Russian policymakers under Yeltsin took the plunge into the unknown, hoping not too much chaos would ensue. In December 1992 Yelsin, signed a decree to bring about swift price deregulation to start the transition to a market economy. Prices rose instantly by 250%, far more than the 100% the government had expected. But "…goods that had not been seen for years reappeared in shops, and many perishable goods that had not survived the Soviet distribution system…suddenly surfaced," writes Åslund.

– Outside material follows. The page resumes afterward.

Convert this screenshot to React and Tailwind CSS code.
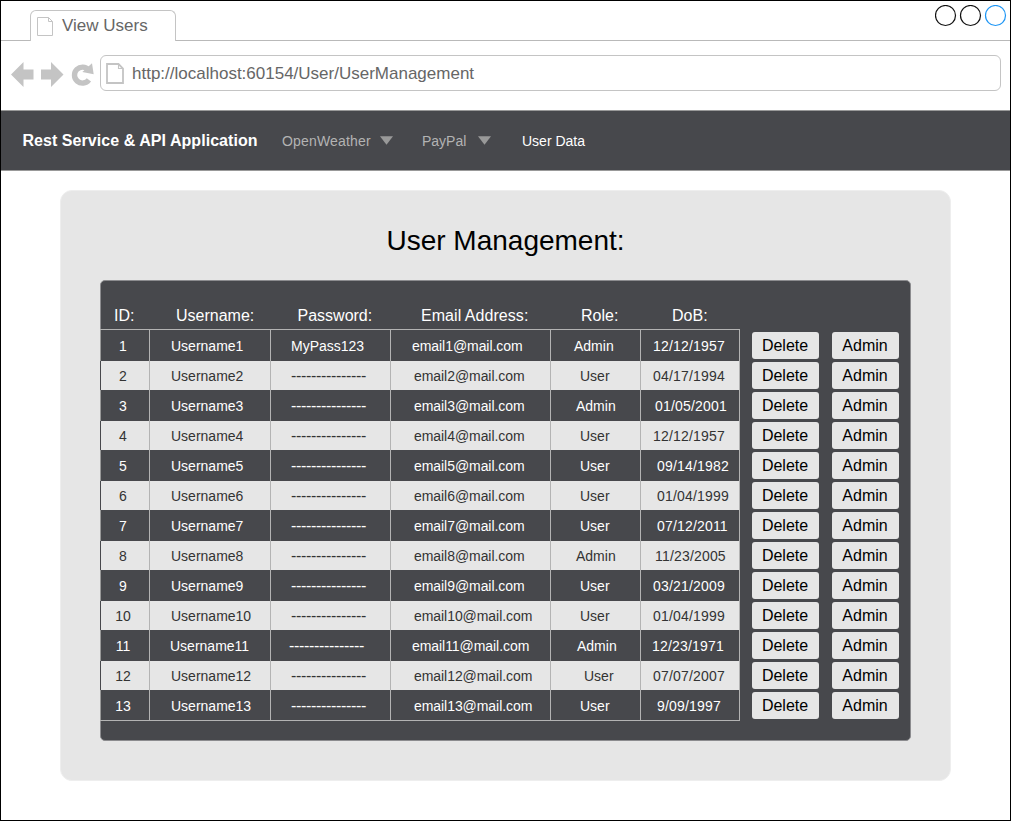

Next, the economists wanted to bring about "trade liberalization," ending import controls and the need for one to obtain special permission to engage in domestic trade. Trade liberalization did suddenly end the shortages endemic in a state controlled economy. By 1993, the number of small private enterprises legally registered was nearly a million.

Reversing one of the great dogmas of communism—the nationalization of the means of production—was undertaken and partially achieved in a short duration of time. Russia undertook the largest and fastest mass privatization in world history, with 106,000 small privatized by August 1994, according to the Yeltsin government. Åslund said the small-scale privatization was quite successful and not very controversial, but the large sectors of the economy such as agriculture and military-industrial remained state owned.

To the extent that the new government hesitated and compromised, resulted in economic difficulties later, according to Åslund. He mentions the permissive monetary policy of the Central Bank, the inflationary ruble zone, and the unwillingness of Yeltsin to be persuaded to liberalize energy prices as areas in which the economic revolutionaries were not able to fix immediately. These compromises, subsequently, led to severe problems down the road and the financial crash in August 1998. But the initial package of radical reforms was sufficient to ensure that the market economy survived.

The transformation of the Soviet Union into as free of a market economy as the European countries while democratic institutions failed to take root may hold important lessons for the remaining communist regimes—China, North Korea, Vietnam and Cuba.